Ed è straordinario vedere oggi ricostruita con tanta attenzione l’influenza vicendevole che esercitano l’uno sull’altro due emarginati della cultura dell’epoca, riconoscendosi in fin dei conti figure speculari: l’alienista entusiasta fino allo squilibrio e l’autore scapigliato lucidissimo nell’analizzarsi e nel concludere che “oggi in cui i medici fanno da letterati, è permesso, pare, a un letterato di fare un po’ il medico”.
Al saggio dei due autori ghisleriani, Paolo Di Stefano ha dedicato un approfondito articolo sul Corriere della Sera e Roberto Carnero una recensione su Avvenire.
Maria Antonietta Grignani, ghisleriana dal 1966, è stata Professore ordinario di Letteratura italiana contemporanea, di Storia della lingua italiana e di Linguistica italiana presso l’Università degli studi di Pavia, dove ha diretto il Centro di ricerca sulla tradizione manoscritta di autori moderni e contemporanei.
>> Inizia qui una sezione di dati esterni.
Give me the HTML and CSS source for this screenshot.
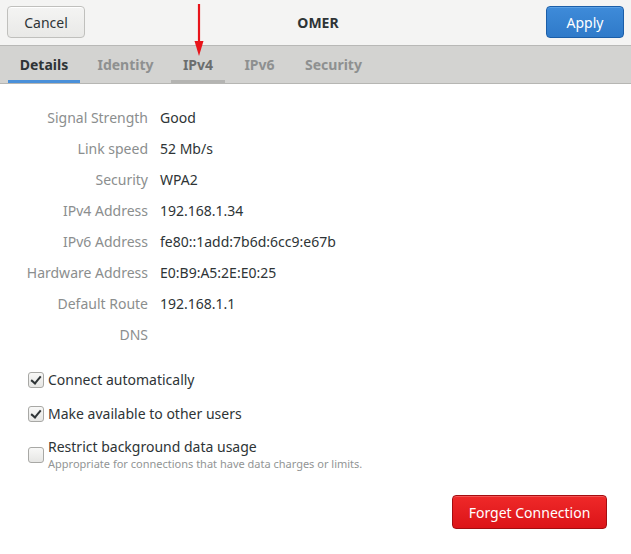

Fra le sue numerose pubblicazioni, ricordiamo Retoriche pirandelliane (Liguori, 1993), Montale e il canone poetico del Novecento (con Romano Luperini, Laterza, 1998), La costanza della ragione. Soggetto, oggetto e testualità nella poesia italiana del Novecento (Interlinea, 2002), Novecento plurale. Scrittori e lingua (Liguori, 2007) e Una mappa cangiante. Studi su lingua e stile di autori italiani contemporanei (Pacini, 2017).
Paolo Mazzarello, ghisleriano dal 1974, è Professore ordinario di Storia della Medicina presso l’Università degli Studi di Pavia. Fra i suoi libri, ricordiamo L’inferno sulla vetta(Bompiani, 2019), Il Nobel dimenticato. La vita e la scienza di Camillo Golgi (Bollati Boringhieri, 2006, ristampato nel 2019 e tradotto in inglese nel 2010 per la Oxford University Press), Il professore e la cantante. La grande storia d’amore di Alessandro Volta(Bollati Boringhieri, 2006, ristampato da Bompiani nel 2020), Il morbo di Violetta. Carlo Forlanini e la prima vittoria sulla tubercolosi (Fiorina, 2018) e L’elefante di Napoleone. Un animale che voleva essere libero(Bompiani, 2017). Una selezione dei suoi saggi accademici è disponibile online. Dirige il Sistema Museale di Ateneo di Pavia. È membro dell’Istituto Lombardo e dell’Accademia Europaea, e consigliere del Comitato Direttivo dell’Associazione Alunni del Collegio Ghislieri.